■ Collected material ■

<<<<

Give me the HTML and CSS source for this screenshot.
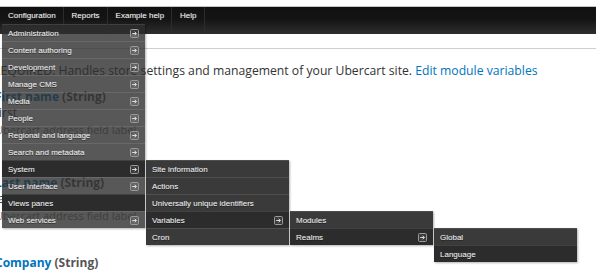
FILE: index.html
```html
<!DOCTYPE html>
<html>
  <head>
    <title>Store settings</title>
    <meta charset="UTF-8">
    <link rel="stylesheet" href="styles.css">
  </head>
  <body>
    <svg class="defs" width="0" height="0">
      <symbol id="arr" viewBox="0 0 9 9">
        <rect x="0.5" y="0.5" width="8" height="8" rx="1" fill="rgba(255,255,255,0.08)" stroke="#9a9a9a"/>
        <path d="M2.2 4.5H6.4M4.6 2.7L6.4 4.5L4.6 6.3" fill="none" stroke="#dcdcdc" stroke-width="1"/>
      </symbol>
    </svg>
    <div class="topgap"></div>
    <nav class="toolbar">
      <ul class="menu">
        <li class="top"><span class="top-label">Configuration</span>
          <ul class="drop">
            <li class="item"><span>Administration</span><svg class="arr"><use href="#arr"/></svg></li>
            <li class="item"><span>Content authoring</span><svg class="arr"><use href="#arr"/></svg></li>
            <li class="item"><span>Development</span><svg class="arr"><use href="#arr"/></svg></li>
            <li class="item"><span>Manage CMS</span><svg class="arr"><use href="#arr"/></svg></li>
            <li class="item"><span>Media</span><svg class="arr"><use href="#arr"/></svg></li>
            <li class="item"><span>People</span><svg class="arr"><use href="#arr"/></svg></li>
            <li class="item"><span>Regional and language</span><svg class="arr"><use href="#arr"/></svg></li>
            <li class="item"><span>Search and metadata</span><svg class="arr"><use href="#arr"/></svg></li>
            <li class="item is-open"><span>System</span><svg class="arr"><use href="#arr"/></svg>
              <ul class="drop sub">
                <li class="item"><span>Site information</span></li>
                <li class="item"><span>Actions</span></li>
                <li class="item"><span>Universally unique identifiers</span></li>
                <li class="item is-open"><span>Variables</span><svg class="arr"><use href="#arr"/></svg>
                  <ul class="drop sub">
                    <li class="item"><span>Modules</span></li>
                    <li class="item is-open"><span>Realms</span><svg class="arr"><use href="#arr"/></svg>
                      <ul class="drop sub">
                        <li class="item"><span>Global</span></li>
                        <li class="item is-open"><span>Language</span></li>
                      </ul>
                    </li>
                  </ul>
                </li>
                <li class="item"><span>Cron</span></li>
              </ul>
            </li>
            <li class="item"><span>User interface</span><svg class="arr"><use href="#arr"/></svg></li>
            <li class="item is-open"><span>Views panes</span></li>
            <li class="item"><span>Web services</span><svg class="arr"><use href="#arr"/></svg></li>
          </ul>
        </li>
        <li class="top"><span class="top-label">Reports</span></li>
        <li class="top"><span class="top-label">Example help</span></li>
        <li class="top"><span class="top-label">Help</span></li>
      </ul>
    </nav>
    <div class="tabs"></div>
    <main class="content">
      <p class="intro">REQUIRED: Handles store settings and management of your Ubercart site. <a href="#">Edit module variables</a></p>
      <div class="field">
        <h3 class="field-name"><a href="#">First name</a> (String)</h3>
        <div class="field-value">first</div>
        <div class="field-desc">Ubercart address field label</div>
      </div>
      <div class="field">
        <h3 class="field-name"><a href="#">Last name</a> (String)</h3>
        <div class="field-value">last</div>
        <div class="field-desc">Ubercart address field label</div>
      </div>
      <div class="field field-last">
        <h3 class="field-name"><a href="#">Company</a> (String)</h3>
      </div>
    </main>
  </body>
</html>
```

FILE: styles.css
```css
html, body {
  margin: 0;
}
body {
  width: 596px;
  height: 272px;
  overflow: hidden;
  background: #fff;
  color: #333;
  font-family: 'Open Sans', sans-serif;
}
.defs {
  position: absolute;
}
.topgap {
  height: 6px;
  border-bottom: 1px solid #c4c4c4;
}
.toolbar {
  height: 27px;
  background: linear-gradient(#111 0, #141414 45%, #2f2f2f 100%);
  position: relative;
  z-index: 2;
}
.menu {
  list-style: none;
  margin: 0;
  padding: 0;
  display: flex;
  height: 100%;
  font: 8px 'Liberation Sans', sans-serif;
}
.top {
  position: relative;
  padding: 0 7px 0 8px;
  border-right: 1px solid #2c2c2c;
  color: #eee;
  text-shadow: 0 0 1px rgba(255,255,255,0.35);
}
.top-label {
  display: block;
  line-height: 18px;
}
.drop {
  position: absolute;
  top: 17px;
  left: 2px;
  width: 143px;
  list-style: none;
  margin: 0;
  padding: 0;
  background: rgba(46,46,46,0.8);
  box-shadow: 1px 1px 2px rgba(0,0,0,0.3);
}
.item {
  position: relative;
  display: flex;
  align-items: center;
  justify-content: space-between;
  height: 16px;
  padding: 0 6px;
  border-top: 1px solid rgba(255,255,255,0.1);
  color: #eee;
  text-shadow: 0 1px 0 rgba(0,0,0,0.5), 0 0 1px rgba(255,255,255,0.3);
  white-space: nowrap;
}
.item.is-open {
  background: #2c2c2c;
}
.arr {
  width: 9px;
  height: 9px;
  flex: none;
}
.drop .sub {
  top: -1px;
  left: calc(100% + 1px);
  background: #3a3a3a;
}
.tabs {
  height: 14px;
  border-bottom: 1px solid #cfcfcf;
}
.content {
  margin-left: -5px;
}
.intro {
  margin: 13px 0 0 -2px;
  font-size: 12.2px;
  line-height: 18px;
  white-space: nowrap;
}
.content a {
  color: #0074bd;
  text-decoration: none;
}
.field {
  margin-bottom: 35px;
}
.intro + .field {
  margin-top: 8px;
}
.field-name {
  margin: 0;
  font-size: 12px;
  font-weight: 700;
  line-height: 17px;
  color: #555;
}
.field-value {
  font-size: 12px;
  line-height: 16px;
}
.field-desc {
  font-size: 11px;
  line-height: 18px;
  color: #777;
}
.field-last {
  margin-top: -6px;
}
```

>>>>

Transcribe the listing in full and omit the pictures.

Give me the HTML and CSS source for this screenshot.
FILE: index.html
```html
<!DOCTYPE html>
<html>
  <head>
    <title>Store settings</title>
    <meta charset="UTF-8">
    <link rel="stylesheet" href="styles.css">
  </head>
  <body>
    <svg class="defs" width="0" height="0">
      <symbol id="arr" viewBox="0 0 9 9">
        <rect x="0.5" y="0.5" width="8" height="8" rx="1" fill="rgba(255,255,255,0.08)" stroke="#9a9a9a"/>
        <path d="M2.2 4.5H6.4M4.6 2.7L6.4 4.5L4.6 6.3" fill="none" stroke="#dcdcdc" stroke-width="1"/>
      </symbol>
    </svg>
    <div class="topgap"></div>
    <nav class="toolbar">
      <ul class="menu">
        <li class="top"><span class="top-label">Configuration</span>
          <ul class="drop">
            <li class="item"><span>Administration</span><svg class="arr"><use href="#arr"/></svg></li>
            <li class="item"><span>Content authoring</span><svg class="arr"><use href="#arr"/></svg></li>
            <li class="item"><span>Development</span><svg class="arr"><use href="#arr"/></svg></li>
            <li class="item"><span>Manage CMS</span><svg class="arr"><use href="#arr"/></svg></li>
            <li class="item"><span>Media</span><svg class="arr"><use href="#arr"/></svg></li>
            <li class="item"><span>People</span><svg class="arr"><use href="#arr"/></svg></li>
            <li class="item"><span>Regional and language</span><svg class="arr"><use href="#arr"/></svg></li>
            <li class="item"><span>Search and metadata</span><svg class="arr"><use href="#arr"/></svg></li>
            <li class="item is-open"><span>System</span><svg class="arr"><use href="#arr"/></svg>
              <ul class="drop sub">
                <li class="item"><span>Site information</span></li>
                <li class="item"><span>Actions</span></li>
                <li class="item"><span>Universally unique identifiers</span></li>
                <li class="item is-open"><span>Variables</span><svg class="arr"><use href="#arr"/></svg>
                  <ul class="drop sub">
                    <li class="item"><span>Modules</span></li>
                    <li class="item is-open"><span>Realms</span><svg class="arr"><use href="#arr"/></svg>
                      <ul class="drop sub">
                        <li class="item"><span>Global</span></li>
                        <li class="item is-open"><span>Language</span></li>
                      </ul>
                    </li>
                  </ul>
                </li>
                <li class="item"><span>Cron</span></li>
              </ul>
            </li>
            <li class="item"><span>User interface</span><svg class="arr"><use href="#arr"/></svg></li>
            <li class="item is-open"><span>Views panes</span></li>
            <li class="item"><span>Web services</span><svg class="arr"><use href="#arr"/></svg></li>
          </ul>
        </li>
        <li class="top"><span class="top-label">Reports</span></li>
        <li class="top"><span class="top-label">Example help</span></li>
        <li class="top"><span class="top-label">Help</span></li>
      </ul>
    </nav>
    <div class="tabs"></div>
    <main class="content">
      <p class="intro">REQUIRED: Handles store settings and management of your Ubercart site. <a href="#">Edit module variables</a></p>
      <div class="field">
        <h3 class="field-name"><a href="#">First name</a> (String)</h3>
        <div class="field-value">first</div>
        <div class="field-desc">Ubercart address field label</div>
      </div>
      <div class="field">
        <h3 class="field-name"><a href="#">Last name</a> (String)</h3>
        <div class="field-value">last</div>
        <div class="field-desc">Ubercart address field label</div>
      </div>
      <div class="field field-last">
        <h3 class="field-name"><a href="#">Company</a> (String)</h3>
      </div>
    </main>
  </body>
</html>
```

FILE: styles.css
```css
html, body {
  margin: 0;
}
body {
  width: 596px;
  height: 272px;
  overflow: hidden;
  background: #fff;
  color: #333;
  font-family: 'Open Sans', sans-serif;
}
.defs {
  position: absolute;
}
.topgap {
  height: 6px;
  border-bottom: 1px solid #c4c4c4;
}
.toolbar {
  height: 27px;
  background: linear-gradient(#111 0, #141414 45%, #2f2f2f 100%);
  position: relative;
  z-index: 2;
}
.menu {
  list-style: none;
  margin: 0;
  padding: 0;
  display: flex;
  height: 100%;
  font: 8px 'Liberation Sans', sans-serif;
}
.top {
  position: relative;
  padding: 0 7px 0 8px;
  border-right: 1px solid #2c2c2c;
  color: #eee;
  text-shadow: 0 0 1px rgba(255,255,255,0.35);
}
.top-label {
  display: block;
  line-height: 18px;
}
.drop {
  position: absolute;
  top: 17px;
  left: 2px;
  width: 143px;
  list-style: none;
  margin: 0;
  padding: 0;
  background: rgba(46,46,46,0.8);
  box-shadow: 1px 1px 2px rgba(0,0,0,0.3);
}
.item {
  position: relative;
  display: flex;
  align-items: center;
  justify-content: space-between;
  height: 16px;
  padding: 0 6px;
  border-top: 1px solid rgba(255,255,255,0.1);
  color: #eee;
  text-shadow: 0 1px 0 rgba(0,0,0,0.5), 0 0 1px rgba(255,255,255,0.3);
  white-space: nowrap;
}
.item.is-open {
  background: #2c2c2c;
}
.arr {
  width: 9px;
  height: 9px;
  flex: none;
}
.drop .sub {
  top: -1px;
  left: calc(100% + 1px);
  background: #3a3a3a;
}
.tabs {
  height: 14px;
  border-bottom: 1px solid #cfcfcf;
}
.content {
  margin-left: -5px;
}
.intro {
  margin: 13px 0 0 -2px;
  font-size: 12.2px;
  line-height: 18px;
  white-space: nowrap;
}
.content a {
  color: #0074bd;
  text-decoration: none;
}
.field {
  margin-bottom: 35px;
}
.intro + .field {
  margin-top: 8px;
}
.field-name {
  margin: 0;
  font-size: 12px;
  font-weight: 700;
  line-height: 17px;
  color: #555;
}
.field-value {
  font-size: 12px;
  line-height: 16px;
}
.field-desc {
  font-size: 11px;
  line-height: 18px;
  color: #777;
}
.field-last {
  margin-top: -6px;
}
```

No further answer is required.